Tyrone's reaction was an honest-to-goodness jaw-drop. "Dang!" he shouted. "My momma says I can't like white people," he stamped his foot in exclamation, "and I like you. Dang!" He decided to try again. "You're really white? You're not messed-up color?"
"I'm white, Tyrone," I said and I sank my teeth into my tongue to stop the "sorry" that wanted to follow. "But I am a little messed up, if that helps..." My attempt at humor meant nothing to this overwhelmed third-grader.

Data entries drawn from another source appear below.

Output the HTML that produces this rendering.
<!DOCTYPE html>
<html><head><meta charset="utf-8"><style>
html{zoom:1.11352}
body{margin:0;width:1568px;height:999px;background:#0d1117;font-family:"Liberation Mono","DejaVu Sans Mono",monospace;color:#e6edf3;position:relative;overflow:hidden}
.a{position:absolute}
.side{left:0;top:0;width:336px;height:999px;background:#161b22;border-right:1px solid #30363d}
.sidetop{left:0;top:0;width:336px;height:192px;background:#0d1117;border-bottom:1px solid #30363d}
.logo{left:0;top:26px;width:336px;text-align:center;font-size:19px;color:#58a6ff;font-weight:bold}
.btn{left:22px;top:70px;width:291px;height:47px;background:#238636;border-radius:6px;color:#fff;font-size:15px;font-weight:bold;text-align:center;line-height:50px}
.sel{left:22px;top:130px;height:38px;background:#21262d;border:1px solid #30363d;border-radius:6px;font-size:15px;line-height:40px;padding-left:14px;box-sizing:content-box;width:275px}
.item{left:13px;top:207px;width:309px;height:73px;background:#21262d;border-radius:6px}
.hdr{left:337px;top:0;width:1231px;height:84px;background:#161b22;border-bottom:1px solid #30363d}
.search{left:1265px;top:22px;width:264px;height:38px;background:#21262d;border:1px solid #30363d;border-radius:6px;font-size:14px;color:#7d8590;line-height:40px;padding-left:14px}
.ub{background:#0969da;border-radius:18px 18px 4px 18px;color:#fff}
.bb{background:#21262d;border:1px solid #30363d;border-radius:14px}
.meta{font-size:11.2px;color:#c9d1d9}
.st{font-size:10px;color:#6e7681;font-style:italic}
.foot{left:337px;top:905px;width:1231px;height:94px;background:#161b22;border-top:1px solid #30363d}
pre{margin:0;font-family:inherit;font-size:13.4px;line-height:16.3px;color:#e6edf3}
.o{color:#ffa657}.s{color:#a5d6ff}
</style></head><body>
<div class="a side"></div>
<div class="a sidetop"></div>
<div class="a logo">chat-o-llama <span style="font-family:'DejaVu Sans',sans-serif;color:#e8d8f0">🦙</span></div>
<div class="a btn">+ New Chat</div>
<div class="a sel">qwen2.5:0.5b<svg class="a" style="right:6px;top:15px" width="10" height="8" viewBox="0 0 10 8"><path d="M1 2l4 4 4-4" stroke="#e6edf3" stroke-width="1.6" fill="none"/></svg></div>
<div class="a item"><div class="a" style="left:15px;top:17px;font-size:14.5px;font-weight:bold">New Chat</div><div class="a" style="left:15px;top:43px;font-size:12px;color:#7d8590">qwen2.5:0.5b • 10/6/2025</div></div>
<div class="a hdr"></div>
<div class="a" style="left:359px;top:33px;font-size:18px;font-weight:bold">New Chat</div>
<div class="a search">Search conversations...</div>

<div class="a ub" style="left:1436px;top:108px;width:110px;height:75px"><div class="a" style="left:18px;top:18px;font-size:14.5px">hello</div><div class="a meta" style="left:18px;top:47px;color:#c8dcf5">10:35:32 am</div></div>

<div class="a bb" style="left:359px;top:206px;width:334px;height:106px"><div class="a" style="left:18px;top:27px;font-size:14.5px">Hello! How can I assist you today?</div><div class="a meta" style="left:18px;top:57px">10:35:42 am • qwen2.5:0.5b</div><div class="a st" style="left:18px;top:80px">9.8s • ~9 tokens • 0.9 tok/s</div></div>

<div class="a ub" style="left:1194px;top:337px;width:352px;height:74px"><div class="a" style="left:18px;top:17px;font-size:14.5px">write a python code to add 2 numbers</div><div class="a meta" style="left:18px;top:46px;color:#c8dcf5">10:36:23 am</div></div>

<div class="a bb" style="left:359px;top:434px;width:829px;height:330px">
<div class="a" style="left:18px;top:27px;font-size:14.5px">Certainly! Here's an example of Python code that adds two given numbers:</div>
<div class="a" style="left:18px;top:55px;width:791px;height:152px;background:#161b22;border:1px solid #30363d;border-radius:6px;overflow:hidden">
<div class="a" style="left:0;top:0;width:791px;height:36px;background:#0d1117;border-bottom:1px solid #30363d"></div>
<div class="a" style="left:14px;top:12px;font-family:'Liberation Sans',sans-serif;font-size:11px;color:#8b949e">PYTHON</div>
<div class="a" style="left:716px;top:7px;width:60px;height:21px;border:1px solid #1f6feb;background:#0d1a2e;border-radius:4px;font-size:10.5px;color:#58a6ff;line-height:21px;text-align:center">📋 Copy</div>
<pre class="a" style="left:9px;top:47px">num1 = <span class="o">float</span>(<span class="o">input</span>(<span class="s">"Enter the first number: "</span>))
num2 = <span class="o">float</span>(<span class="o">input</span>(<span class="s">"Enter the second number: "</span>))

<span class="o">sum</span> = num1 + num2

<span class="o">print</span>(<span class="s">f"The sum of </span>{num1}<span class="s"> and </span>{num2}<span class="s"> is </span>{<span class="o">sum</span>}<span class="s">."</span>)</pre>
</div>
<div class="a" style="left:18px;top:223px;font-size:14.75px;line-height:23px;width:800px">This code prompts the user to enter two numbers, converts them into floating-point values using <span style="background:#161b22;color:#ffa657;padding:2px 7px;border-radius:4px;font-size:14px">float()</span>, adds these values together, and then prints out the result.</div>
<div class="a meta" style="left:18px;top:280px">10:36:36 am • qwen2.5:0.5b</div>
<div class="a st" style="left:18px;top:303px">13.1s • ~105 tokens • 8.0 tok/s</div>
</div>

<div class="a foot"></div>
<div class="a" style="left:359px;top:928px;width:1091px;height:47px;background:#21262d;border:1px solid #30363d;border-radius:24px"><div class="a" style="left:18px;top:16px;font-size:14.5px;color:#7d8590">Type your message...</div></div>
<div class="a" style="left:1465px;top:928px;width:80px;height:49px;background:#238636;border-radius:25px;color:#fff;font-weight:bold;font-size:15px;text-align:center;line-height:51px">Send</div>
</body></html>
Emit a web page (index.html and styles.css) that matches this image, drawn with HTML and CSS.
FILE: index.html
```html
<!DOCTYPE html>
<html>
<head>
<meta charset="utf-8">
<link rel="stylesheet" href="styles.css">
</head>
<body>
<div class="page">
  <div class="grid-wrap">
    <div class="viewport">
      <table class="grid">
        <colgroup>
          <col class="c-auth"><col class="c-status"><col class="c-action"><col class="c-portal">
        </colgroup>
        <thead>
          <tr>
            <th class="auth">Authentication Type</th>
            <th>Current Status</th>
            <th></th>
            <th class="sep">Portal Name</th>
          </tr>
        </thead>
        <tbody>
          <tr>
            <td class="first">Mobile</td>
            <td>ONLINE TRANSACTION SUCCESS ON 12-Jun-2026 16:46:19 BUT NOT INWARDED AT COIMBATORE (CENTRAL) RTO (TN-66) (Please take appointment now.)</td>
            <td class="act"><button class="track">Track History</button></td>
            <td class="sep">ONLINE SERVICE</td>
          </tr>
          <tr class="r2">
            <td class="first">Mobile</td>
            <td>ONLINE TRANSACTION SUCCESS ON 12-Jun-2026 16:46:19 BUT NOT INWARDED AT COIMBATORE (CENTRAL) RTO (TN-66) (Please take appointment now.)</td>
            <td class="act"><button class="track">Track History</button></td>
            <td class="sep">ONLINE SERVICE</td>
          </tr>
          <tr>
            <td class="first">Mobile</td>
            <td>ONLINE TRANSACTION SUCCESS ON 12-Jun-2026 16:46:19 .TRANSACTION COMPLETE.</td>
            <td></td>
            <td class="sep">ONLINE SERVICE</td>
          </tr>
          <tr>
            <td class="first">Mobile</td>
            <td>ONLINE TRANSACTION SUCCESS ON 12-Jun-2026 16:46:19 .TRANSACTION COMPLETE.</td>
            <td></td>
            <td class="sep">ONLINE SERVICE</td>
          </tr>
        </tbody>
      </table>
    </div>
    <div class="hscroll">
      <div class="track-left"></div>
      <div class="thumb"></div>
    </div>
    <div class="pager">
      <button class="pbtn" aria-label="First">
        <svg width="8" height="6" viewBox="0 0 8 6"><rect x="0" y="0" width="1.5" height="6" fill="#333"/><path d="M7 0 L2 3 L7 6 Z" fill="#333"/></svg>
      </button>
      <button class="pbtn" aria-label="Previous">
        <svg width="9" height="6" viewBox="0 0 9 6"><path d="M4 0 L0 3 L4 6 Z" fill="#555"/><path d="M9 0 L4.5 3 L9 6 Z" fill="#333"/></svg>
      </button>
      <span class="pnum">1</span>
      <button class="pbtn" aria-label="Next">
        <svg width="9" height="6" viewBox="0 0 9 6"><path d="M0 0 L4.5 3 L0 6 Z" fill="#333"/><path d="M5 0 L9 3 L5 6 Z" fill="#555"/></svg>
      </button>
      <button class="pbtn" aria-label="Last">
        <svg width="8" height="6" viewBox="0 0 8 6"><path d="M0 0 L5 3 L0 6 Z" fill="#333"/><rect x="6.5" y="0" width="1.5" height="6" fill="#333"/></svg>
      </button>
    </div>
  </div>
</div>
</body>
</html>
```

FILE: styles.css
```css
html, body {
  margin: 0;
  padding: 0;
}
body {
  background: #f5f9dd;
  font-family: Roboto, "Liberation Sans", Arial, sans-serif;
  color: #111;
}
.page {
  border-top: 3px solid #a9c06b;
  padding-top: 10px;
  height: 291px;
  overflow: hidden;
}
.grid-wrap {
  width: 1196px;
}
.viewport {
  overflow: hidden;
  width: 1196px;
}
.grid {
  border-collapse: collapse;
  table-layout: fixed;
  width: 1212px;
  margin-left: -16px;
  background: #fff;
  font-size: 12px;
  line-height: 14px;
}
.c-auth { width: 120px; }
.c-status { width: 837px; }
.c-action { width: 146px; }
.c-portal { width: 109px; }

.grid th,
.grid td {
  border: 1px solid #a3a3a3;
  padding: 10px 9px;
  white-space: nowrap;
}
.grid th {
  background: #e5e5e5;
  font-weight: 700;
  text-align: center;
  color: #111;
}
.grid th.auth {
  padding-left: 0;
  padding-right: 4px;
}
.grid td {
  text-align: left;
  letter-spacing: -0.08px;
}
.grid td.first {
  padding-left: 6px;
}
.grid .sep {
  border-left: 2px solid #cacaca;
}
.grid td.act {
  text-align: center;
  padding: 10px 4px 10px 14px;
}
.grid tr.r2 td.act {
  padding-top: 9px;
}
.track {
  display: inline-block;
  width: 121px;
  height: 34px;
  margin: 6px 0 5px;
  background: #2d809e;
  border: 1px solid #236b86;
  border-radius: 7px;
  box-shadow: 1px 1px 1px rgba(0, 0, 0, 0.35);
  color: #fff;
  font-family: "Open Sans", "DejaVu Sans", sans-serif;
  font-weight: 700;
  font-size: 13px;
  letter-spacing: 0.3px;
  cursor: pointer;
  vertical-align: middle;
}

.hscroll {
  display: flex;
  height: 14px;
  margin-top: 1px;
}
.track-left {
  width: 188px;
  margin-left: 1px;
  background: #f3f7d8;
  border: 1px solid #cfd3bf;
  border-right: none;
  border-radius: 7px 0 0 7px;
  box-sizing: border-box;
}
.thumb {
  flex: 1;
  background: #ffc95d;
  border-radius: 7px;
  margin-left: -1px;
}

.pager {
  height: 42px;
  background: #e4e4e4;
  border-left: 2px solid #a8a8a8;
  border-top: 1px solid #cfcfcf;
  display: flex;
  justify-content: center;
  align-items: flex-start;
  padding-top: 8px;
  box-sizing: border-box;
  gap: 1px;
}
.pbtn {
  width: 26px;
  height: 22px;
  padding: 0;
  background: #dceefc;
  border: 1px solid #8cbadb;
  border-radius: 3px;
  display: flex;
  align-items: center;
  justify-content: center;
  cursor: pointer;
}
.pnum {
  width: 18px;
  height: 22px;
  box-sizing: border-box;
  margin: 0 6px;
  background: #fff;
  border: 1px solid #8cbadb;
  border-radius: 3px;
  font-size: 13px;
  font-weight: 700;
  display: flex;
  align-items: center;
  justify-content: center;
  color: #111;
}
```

He drew back to check me out in this new light. He couldn't deny that I was the same person who'd invited him in to dance and paint and to decorate Easter eggs, that I was the one who provided him refuge from the mountainous mother who shouted obscenities at him day and night, that I was the one who helped him play "school" on the chalkboard-paint in my entryway and who treated him like a good kid even when he wasn't.
His disappointment in me was palpable, but he didn't give up. He insisted that I couldn't be white because he liked me. I told him that I liked him too and that I was glad he was my neighbor. I tried to add a sentence about color not mattering, but it seemed too much like an after-school special. He'd have to come to his own conclusions about that, whatever they might be.
He shook his head and exhaled a long defeated sigh. Then he lunged forward and kissed me on the cheek before thundering down the stoop. His mother was down the block, hollering out for him in a tone that suggested he was already up to no good. Tyrone stopped for a moment, looked in her direction, and then lumbered back up the steps. He put his face close to mine and begged in a slow voice so that I would understand clearly, "Just don't tell my momma you're white, OK? Please don't tell her."
"OK," I agreed, letting this teachable moment slide. I gave Tyrone a look that said my color would be our secret, and then I closed the door to the block.